Partisine "küçük" dediğim için.
Yıllar sonra şimdi özür dileyerek düzeltiyorum, bu parti büyük partidir.
O kadar büyük bir partidir ki, bu partinin eski genel sekreter yardımcısı "iktidara geldiklerinde marihuanayı serbest bırakacaklarını" açıklamıştı!
"Eşcinsel evliliği" konusundaki düşüncelerini ne yazık ki öğrenememiştik.
Büyük parti, "gelir vergisine karşı" olmasıyla da tanınır.
Gelir vergisinin kişilerden değil yalnızca kurumlardan alınmasını savunur, o da çok düşük bir oranda.
Fikir belki güzeldi de, eski genel başkan kibarca "vergi borcu olanlar" listesinin birinci sırasında yer alınca işin ciddiyeti kaçmıştı...
Dün öğrendik, bu büyük partide deprem yaşanmış.
Başkan on bir yıldır yürüttüğü görevi bırakmış, yerine bir başkası gelmiş.
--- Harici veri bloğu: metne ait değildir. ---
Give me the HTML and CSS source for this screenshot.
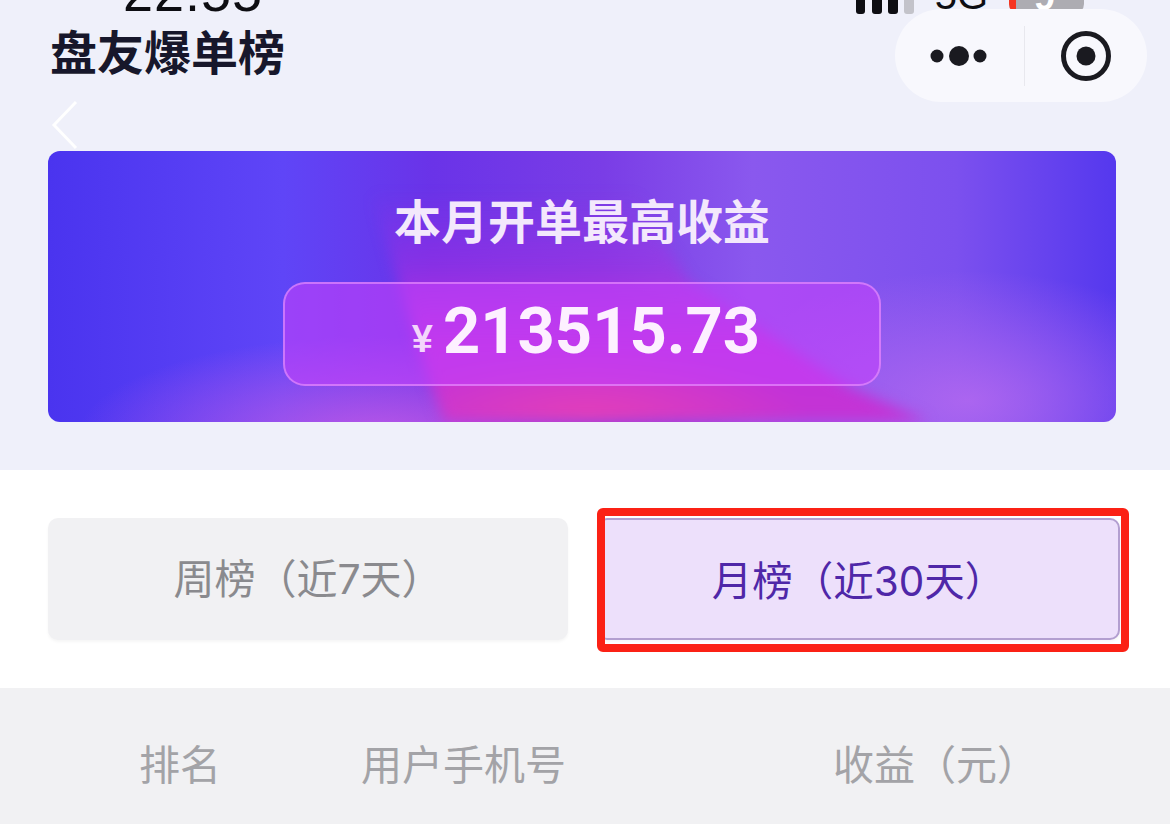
FILE: index.html
```html
<!DOCTYPE html>
<html lang="zh-CN">
<head>
  <meta charset="utf-8">
  <title>盘友爆单榜</title>
  <link rel="stylesheet" href="styles.css">
</head>
<body>
  <div class="top">
    <div class="status">
      <span class="time">22:55</span>
      <div class="status-right">
        <svg class="signal" width="58" height="14" viewBox="0 0 58 14">
          <rect x="0" y="-4" width="9" height="18" rx="3" fill="#0d0d12"/>
          <rect x="16" y="-4" width="10" height="18" rx="3" fill="#0d0d12"/>
          <rect x="32" y="-4" width="10" height="18" rx="3" fill="#0d0d12"/>
          <rect x="48" y="-4" width="10" height="18" rx="3" fill="#c3c3ca"/>
        </svg>
        <span class="net">5G</span>
        <div class="battery"><span class="battery-red"></span><span class="battery-num">9</span></div>
      </div>
    </div>

    <div class="capsule">
      <svg class="dots" width="58" height="22" viewBox="0 0 58 22">
        <circle cx="7" cy="11" r="6.5" fill="#1a1a20"/>
        <circle cx="29" cy="11" r="10" fill="#1a1a20"/>
        <circle cx="50" cy="11" r="6.5" fill="#1a1a20"/>
      </svg>
      <span class="capsule-line"></span>
      <svg class="target" width="52" height="52" viewBox="0 0 52 52">
        <circle cx="26" cy="26" r="22.5" fill="none" stroke="#1a1a20" stroke-width="5"/>
        <circle cx="26" cy="26" r="9.5" fill="#1a1a20"/>
      </svg>
    </div>

    <h1 class="title">盘友爆单榜</h1>
    <svg class="back" width="30" height="52" viewBox="0 0 30 52">
      <path d="M26 2 L4 25 L26 48" fill="none" stroke="#fff" stroke-width="3"/>
    </svg>

    <div class="banner">
      <div class="banner-glow"></div>
      <div class="banner-title">本月开单最高收益</div>
      <div class="amount-box">
        <span class="yen">¥</span><span class="amount">213515.73</span>
      </div>
    </div>
  </div>

  <div class="tabs">
    <div class="tab">周榜（近7天）</div>
    <div class="tab tab-active">月榜（近30天）<span class="marker"></span></div>
  </div>

  <div class="thead">
    <span class="col-rank">排名</span>
    <span class="col-phone">用户手机号</span>
    <span class="col-income">收益（元）</span>
  </div>
</body>
</html>
```

FILE: styles.css
```css
html, body {
  margin: 0;
  height: 824px;
  overflow: hidden;
  background: #fff;
  font-family: "Liberation Sans", "Noto Sans CJK SC", sans-serif;
}

/* top area */

.top {
  position: relative;
  height: 470px;
  box-sizing: border-box;
  padding: 0 54px 0 48px;
  background: #eff0fa;
}

.status {
  display: flex;
  justify-content: space-between;
  height: 14px;
  overflow: hidden;
  align-items: flex-end;
  padding-left: 75px;
}

.time {
  font-size: 54px;
  line-height: 54px;
  margin-bottom: -5px;
  color: #0d0d12;
  letter-spacing: 1px;
}

.status-right {
  display: flex;
  align-items: flex-end;
  gap: 21px;
  padding-right: 32px;
}

.signal {
  display: block;
}

.net {
  font-size: 40px;
  line-height: 40px;
  margin-bottom: -1px;
  color: #0d0d12;
}

.battery {
  position: relative;
  width: 75px;
  height: 16px;
  overflow: hidden;
  background: #adacb2;
  border-radius: 0 0 10px 10px;
}

.battery-red {
  display: block;
  width: 7px;
  height: 16px;
  background: #f5341f;
}

.battery-num {
  position: absolute;
  left: 25px;
  bottom: -2px;
  font-size: 38px;
  line-height: 38px;
  font-weight: bold;
  color: #fff;
}

.capsule {
  position: absolute;
  left: 895px;
  top: 9px;
  width: 252px;
  height: 93px;
  box-sizing: border-box;
  padding: 0 35px 0 35px;
  display: flex;
  align-items: center;
  justify-content: space-between;
  background: #f8f8fd;
  border-radius: 47px;
}

.capsule-line {
  width: 1px;
  height: 60px;
  background: #e8e8ee;
  margin-left: 1px;
}

.title {
  margin: 12px 0 0 2px;
  font-size: 47px;
  line-height: 56px;
  font-weight: bold;
  color: #17172b;
  letter-spacing: 0;
}

.back {
  display: block;
  margin: 18px 0 -1px 2px;
}

/* banner */

.banner {
  position: relative;
  overflow: hidden;
  width: 1068px;
  height: 271px;
  box-sizing: border-box;
  padding-top: 40px;
  border-radius: 12px;
  display: flex;
  flex-direction: column;
  align-items: center;
  background:
    radial-gradient(ellipse 300px 100px at 330px 285px, rgba(195, 90, 230, .9), transparent),
    radial-gradient(ellipse 260px 130px at 920px 250px, rgba(180, 105, 240, .85), transparent),
    linear-gradient(90deg, #4a34ef 0%, #5f45f7 22%, #6a33e8 36%, #7a3de6 52%, #8a58ee 66%, #7c50ee 85%, #5538ee 100%);
}

.banner-glow {
  position: absolute;
  inset: 0;
  filter: blur(7px);
}

.banner-glow::before {
  content: "";
  position: absolute;
  inset: 0;
  clip-path: polygon(320px 30px, 570px 10px, 640px 130px, 800px 235px, 900px 280px, 400px 280px, 378px 220px);
  background:
    radial-gradient(ellipse 220px 70px at 540px 268px, #e43fb8, transparent),
    linear-gradient(180deg, rgba(160, 45, 225, 0) 15%, rgba(170, 45, 225, .45) 42%, #c22fdc 72%, #c434d4 100%);
}

.banner-title {
  position: relative;
  font-family: "Noto Sans CJK SC", sans-serif;
  font-size: 47px;
  line-height: 56px;
  font-weight: bold;
  color: #f3e8fc;
}

.amount-box {
  position: relative;
  margin-top: 35px;
  width: 598px;
  height: 104px;
  box-sizing: border-box;
  padding-left: 8px;
  display: flex;
  align-items: center;
  justify-content: center;
  border: 2px solid rgba(240, 160, 255, .55);
  border-radius: 22px;
  background: rgba(195, 65, 250, .6);
  color: #fdf0ff;
}

.yen {
  font-size: 38px;
  margin: 10px 10px 0 0;
  font-weight: bold;
  color: #f3d6fb;
}

.amount {
  font-family: Roboto, "Liberation Sans", sans-serif;
  font-size: 65px;
  line-height: 66px;
  font-weight: bold;
  margin-bottom: 6px;
}

/* tabs */

.tabs {
  height: 218px;
  box-sizing: border-box;
  padding: 48px 50px 0 48px;
  display: flex;
  gap: 29px;
  background: #fff;
}

.tab {
  position: relative;
  flex: 0 0 520px;
  height: 122px;
  box-sizing: border-box;
  padding-bottom: 6px;
  display: flex;
  align-items: center;
  justify-content: center;
  background: #f1f1f3;
  border-radius: 10px;
  font-family: Inter, "Noto Sans CJK SC", sans-serif;
  font-size: 41px;
  color: #8a8a8e;
  box-shadow: 0 2px 3px rgba(0, 0, 0, .04);
}

.tab-active {
  flex-basis: 523px;
  padding-bottom: 2px;
  background: #ede0fb;
  border: 2px solid #b39fd0;
  color: #4f27a8;
  font-size: 40.5px;
}

.marker {
  position: absolute;
  left: -2px;
  right: -11px;
  top: -12px;
  bottom: -14px;
  border: 8px solid #fb2115;
  border-radius: 6px;
}

/* table header */

.thead {
  height: 136px;
  display: flex;
  align-items: center;
  padding-top: 12px;
  box-sizing: border-box;
  background: #f1f1f3;
  font-size: 41px;
  color: #a3a3a7;
}

.col-rank {
  margin-left: 139px;
  width: 222px;
}

.col-phone {
  width: 472px;
}
```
Fakat "parti içi muhalefet" buna tepki gösteriyormuş.
Yalnız CHP'de olacak değil ya, bunlarda da parti içi muhalefet varmış.
Yeni başkanın, parti içi iktidarı muhalefete kaptırmamak için "muvazaa" sonucu görevi devraldığını söylüyorlarmış...
Neye muhalefet ettiklerini de öğrenemedik ama iktidara yürüyen bir siyasi kuruluşta, doğrusu kritik bir süreçtir bu.